**Task directions:**
Images are not part of the copy; write out the rest of the data exactly as given.
%%
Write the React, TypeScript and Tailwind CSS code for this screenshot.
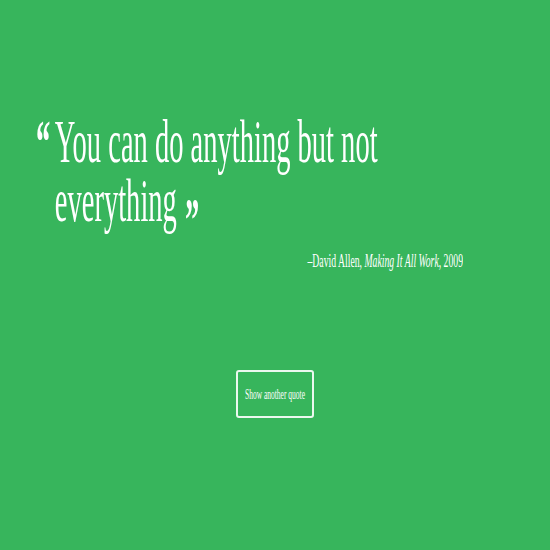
export default function App() {
  return (
    <div className="min-h-screen w-full bg-[#37b55c] text-white font-['Liberation_Serif',serif]">
      <div className="w-[463px] pt-[112px]">
        <blockquote className="ml-[36px] origin-left scale-x-[0.46] whitespace-nowrap pl-[41px] -indent-[41px] text-[62px] leading-[59px]">
          <span className="mr-[10px] font-bold">“</span>
          You can do anything but not
          <br />
          everything
          <span className="relative top-[19px] ml-[18px] font-bold">”</span>
        </blockquote>
        <p className="mt-[19px] origin-right scale-x-[0.54] whitespace-nowrap text-right text-[18px] leading-6">
          –David Allen, <em>Making It All Work</em>, 2009
        </p>
      </div>
      <div className="mt-[97px] flex justify-center">
        <button
          type="button"
          className="flex h-[48px] w-[78px] items-center justify-center rounded-[3px] border-2 border-white/90"
        >
          <span className="scale-x-[0.5] whitespace-nowrap text-[15px] leading-none">
            Show another quote
          </span>
        </button>
      </div>
    </div>
  );
}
%%
**Final result:**
Write the React, TypeScript and Tailwind CSS code for this screenshot.
export default function App() {
  return (
    <div className="min-h-screen w-full bg-[#37b55c] text-white font-['Liberation_Serif',serif]">
      <div className="w-[463px] pt-[112px]">
        <blockquote className="ml-[36px] origin-left scale-x-[0.46] whitespace-nowrap pl-[41px] -indent-[41px] text-[62px] leading-[59px]">
          <span className="mr-[10px] font-bold">“</span>
          You can do anything but not
          <br />
          everything
          <span className="relative top-[19px] ml-[18px] font-bold">”</span>
        </blockquote>
        <p className="mt-[19px] origin-right scale-x-[0.54] whitespace-nowrap text-right text-[18px] leading-6">
          –David Allen, <em>Making It All Work</em>, 2009
        </p>
      </div>
      <div className="mt-[97px] flex justify-center">
        <button
          type="button"
          className="flex h-[48px] w-[78px] items-center justify-center rounded-[3px] border-2 border-white/90"
        >
          <span className="scale-x-[0.5] whitespace-nowrap text-[15px] leading-none">
            Show another quote
          </span>
        </button>
      </div>
    </div>
  );
}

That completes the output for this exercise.